Xavier Díez de Urdanivia

Por fin se llegó la fecha y, sorpresivamente, la concurrencia a los puntos recolectores fue copiosa. El Tribunal Electoral del Poder Judicial de la Federación está a punto de emitir la declaratoria correspondiente.

Ha trascendido que ella constatará que se rebasó el 40% del padrón electoral y, sorprendentemente, a pesar de los pronósticos, el hartazgo y la indignación generalizada se expresaron en las urnas por la revocación del mandato.

En unos pocos días, por lo tanto, se hará realidad el supuesto previsto en la Ley Federal de Revocación de Mandato, que en su artículo 60 dice: “Si los resultados de la jornada de votación de la ciudadanía indican que procede la revocación de mandato, la persona titular de la Presidencia de la República se entenderá separada definitivamente del cargo”.

Como consecuencia, asumirá de inmediato la presidencia de la república el diputado presidente de la Cámara de Diputados, quien asumirá las funciones del cargo en tanto se designa por el congreso al presidente sustituto, dentro de los treinta días siguientes.

En ese escenario, evidentemente ficticio, pero posible, aunque se juzgue remoto, quien se haría cargo de la presidencia sería el diputado Sergio Carlos Gutiérrez Luna, cuya militancia en MORENA es antigua, y su cercanía con AMLO es patente.

Eso solo convoca a considerar inminente el riesgo de una especie de “maximato”, como el de Plutarco Elías Calles, o, por el contrario, la pulverización de las fuerzas integradas en torno a ese líder insustituible del movimiento.

Puede, sin embargo, que al perder ese líder el poder formal, quienes lo han seguido por interés -que seguramente no serán pocos- se dispersen y entonces las resquebrajaduras resultantes en el grupo gobernante -que ha dado muestras sobradas de no ser monolítico- den en un debilitamiento que, si bien en apariencia podría ser propicio para reordenar los factores degradados de nuestro sistema político, en los hechos provocaría vacíos de poder fácilmente aprovechables por esas fuerzas paralelas, incluido el crimen organizado, que han ido creciendo -lejos de menguar- y ya no se ocultan en las sombras de la clandestinidad, sino que son ostentosas a la hora de desafiar al estado mismo con sus manifestaciones de fuerza.

¿Quién, en esas circunstancias, sería capaz de aglutinar a las fuerzas políticas para restañar las heridas y fortificar el cuerpo civil de la sociedad mexicana, tan vilipendiada y herida por sus propios custodios? ¿La señora Sheinbaum? ¿El canciller Ebrard? ¿Un candidato externo?

Difícilmente podría pensarse que una figura ajena al grupo pudiera contar con el poder de concitar las voluntades de modo que pudiera llegarse, si no al consenso, al menos a los acuerdos firmes, claros y tersos que son necesarios para designar al presidente sustituto.

Hay más: ¿Cuál sería la actitud de las fuerzas armadas? ¿Podría mantenerse entre ellas la cohesión necesaria? ¿Habría divergencias entre ellas que hicieran nugatoria su fuerza efectiva? ¿Se mantendrían incólumes las lealtades institucionales, o las contaminarían los intereses personales espurios?

En esas circunstancias, ¿cómo preservar los caminos de la democracia, que con tanta dificultad se han ido labrando en este país? ¿Como recuperar la estabilidad y el orden de una comunidad que ha sido convertida en presa de caza por quienes deberían resguardarla?

Aún en el caso, desgraciadamente remoto, de que un escenario como ese se diera sin incidentes serios, el pronóstico, más que reservado, tendría que ser pesimista.

Se entiende bien a quienes, indignados y justificadamente molestos, ven una oportunidad de, expresar institucionalmente su condena al régimen.
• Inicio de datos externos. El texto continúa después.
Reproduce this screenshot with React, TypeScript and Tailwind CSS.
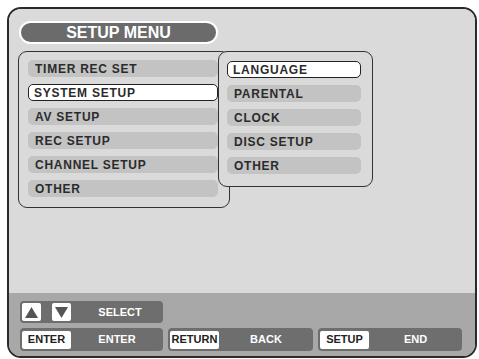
import React from "react";

const font = { fontFamily: '"Liberation Sans", Arial, sans-serif' };

function Row({ label, selected }: { label: string; selected?: boolean }) {
  return (
    <div
      className={
        "h-[17px] flex items-center rounded-[5px] text-[12px] font-bold tracking-[0.75px] text-[#2b2b2b] leading-none " +
        (selected ? "bg-white border-[1.5px] border-[#222] pl-[5px]" : "bg-[#c3c3c3] pl-[7px]")
      }
    >
      {label}
    </div>
  );
}

function Key({ children, w }: { children: React.ReactNode; w: string }) {
  return (
    <div className={"h-[18px] bg-white rounded-[2px] flex items-center justify-center text-[11px] font-bold text-[#222] " + w}>
      {children}
    </div>
  );
}

export default function App() {
  const left = ["TIMER REC SET", "SYSTEM SETUP", "AV SETUP", "REC SETUP", "CHANNEL SETUP", "OTHER"];
  const right = ["LANGUAGE", "PARENTAL", "CLOCK", "DISC SETUP", "OTHER"];
  return (
    <div className="w-[479px] h-[359px] bg-white pt-[7px] pl-[7px]" style={font}>
      <div className="w-[470px] h-[351px] border-2 border-[#2a2a2a] rounded-[14px] overflow-hidden flex flex-col">
        <div className="flex-1 bg-[#dadada] relative pt-[12px] pl-[10px]">
          <div className="w-[199px] h-[23px] rounded-full bg-[#6b6b6b] border-2 border-white flex items-center justify-center text-white text-[16px] font-bold leading-none">
            SETUP MENU
          </div>
          <div className="ml-[-1px] mt-[7px] w-[212px] h-[157px] border-[1.5px] border-[#333] rounded-[9px] pl-[9px] pt-[8px] flex flex-col gap-[7px]">
            {left.map((l, i) => (
              <div key={i} className="w-[190px]">
                <Row label={l} selected={i === 1} />
              </div>
            ))}
          </div>
          <div className="absolute left-[209px] top-[42px] w-[155px] h-[136px] bg-[#dadada] border-[1.5px] border-[#333] rounded-[9px] pl-[8px] pt-[9px] flex flex-col gap-[7px]">
            {right.map((l, i) => (
              <div key={i} className="w-[134px]">
                <Row label={l} selected={i === 0} />
              </div>
            ))}
          </div>
        </div>
        <div className="h-[63px] bg-[#a8a8a8] pl-[11px] pt-[8px] flex flex-col gap-[5px]">
          <div className="w-[143px] h-[22px] bg-[#6e6e6e] rounded-[4px] flex items-center pl-[2px]">
            <div className="w-[19px] h-[18px] bg-white rounded-[2px] flex items-center justify-center">
              <svg width="13" height="11" viewBox="0 0 13 11"><polygon points="6.5,0 13,11 0,11" fill="#555" /></svg>
            </div>
            <div className="ml-[11px] w-[19px] h-[18px] bg-white rounded-[2px] flex items-center justify-center">
              <svg width="13" height="11" viewBox="0 0 13 11"><polygon points="0,0 13,0 6.5,11" fill="#555" /></svg>
            </div>
            <div className="flex-1 text-center text-white text-[11px] font-bold pl-[6px]">SELECT</div>
          </div>
          <div className="flex gap-[5px]">
            <div className="w-[143px] h-[23px] bg-[#6e6e6e] rounded-[4px] flex items-center pl-[2px]">
              <Key w="w-[49px]">ENTER</Key>
              <div className="flex-1 text-center text-white text-[11px] font-bold">ENTER</div>
            </div>
            <div className="w-[145px] h-[23px] bg-[#6e6e6e] rounded-[4px] flex items-center pl-[2px]">
              <Key w="w-[49px]">RETURN</Key>
              <div className="flex-1 text-center text-white text-[11px] font-bold">BACK</div>
            </div>
            <div className="w-[144px] h-[23px] bg-[#6e6e6e] rounded-[4px] flex items-center pl-[2px]">
              <Key w="w-[49px]">SETUP</Key>
              <div className="flex-1 text-center text-white text-[11px] font-bold">END</div>
            </div>
          </div>
        </div>
      </div>
    </div>
  );
}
Ellos defienden, con razón, la necesidad de ser valientes a la hora de dar la cara a la circunstancia, pero sensatez no es cobardía, ni temeridad valor.

Muchos podrían arrostrar las consecuencias de una situación incluso caótica, aun acudiendo al autoexilio, pero no es el caso de la mayoría, que tendría que quedarse a enfrentar las circunstancias difíciles que serían de esperarse en esa victoria pírrica, que, además, es puramente teórica.

Hacer el juego al régimen es apoyarlo.